ブログ・発見の発見/科学と言葉 [2006年12月~令和元年まで]

2020年6月22日、本サイトの更新と過去の記事はhttp://yakuruma.blog.fc2.com/ に移転しました。当面、令和元年までの記事が残されています。

以前のタイトル:ブログ・発見の「発見」―科学上の発見から意味を発見―

2007年に本ブログを開始したときは、ウェブサイト上の科学に関するニュース記事(BBCニュース、ニューヨークタイムス、および日本の有名新聞サイト)に関するコメントとして記事を書き始めました。現在、当初のようにニュース記事に限定することなく、一般書籍や筆者自身の記事を含め、本ブログ記事以外の何らかの科学に関わる記事に対するコメント、具体的には感想、紹介、注釈などの記事を書いています。(2019年4月)

地球温暖化と湿地のメタン

BBCニュースで地球温暖化のメカニズムに関わる湿地のメタンに関する記事が出ている。
(07/09/20) Bog helps build climate insights (B) http://news.bbc.co.uk/2/hi/science/nature/7003668.stm
これはイギリスの鉄道工事で露出した5千5百万年前の湿地の調査により、当時の急激な温暖化進行期のメタンの動向が明らかになったというものである。それによると、湿地化石に記録されている当時の空気中のメタンは湿地自身から放出されたもので、それは当時の温度上昇の結果として放出され、フィードバック効果として当時の温暖化を増幅する結果となったとされている。残念なことにメタンが放出される原因となった最初の温暖化の原因については触れられていない。

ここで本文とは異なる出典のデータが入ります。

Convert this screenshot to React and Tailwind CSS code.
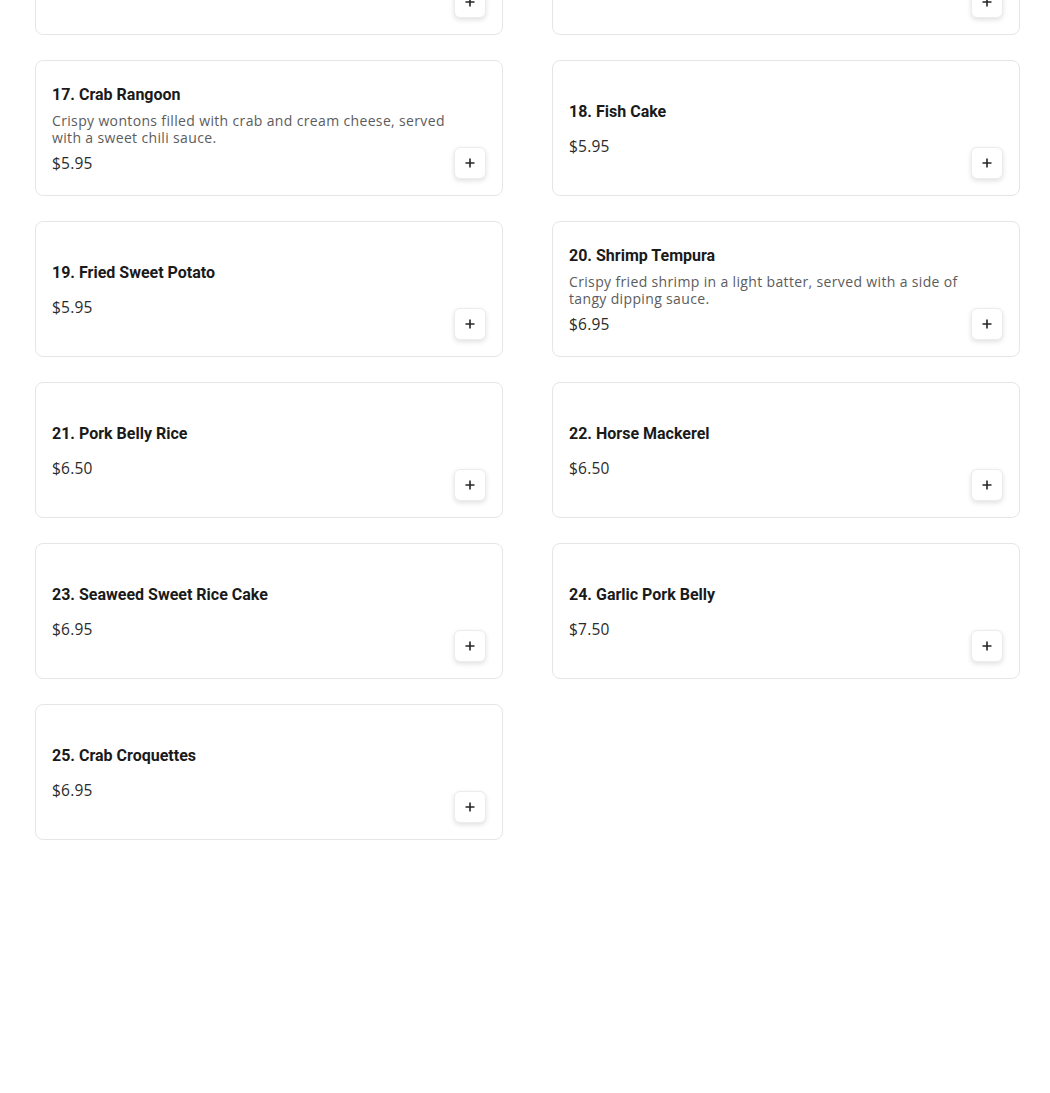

以上の現象が現在に適用され、現在まさに同じ事が生じており、温帯と極地域の湿地が地球温暖化を加速しているいう結論に至っている。

繰り返しになるが、残念に思うのは、過去のメタン放出のきっかけとなった一次的な温度上昇の原因について何の考察も言及もないことである。それを突き止めることが仮に不可能であるとしても、この現象を現在に適用する前に、とりあえずその事に言及すべきではないだろうか。

以前に温暖化関連ニュースと比較読みした根本順吉著「世紀末の気象」によれば、CO2と共にメタンも、一時的な気温上昇によって引き起こされた二次的なフィードバック要因とされている。この記事で扱われた過去の湿地調査結果は、湿地のメタンに関しても「世紀末の気象」の理論を裏付ける結果となっている。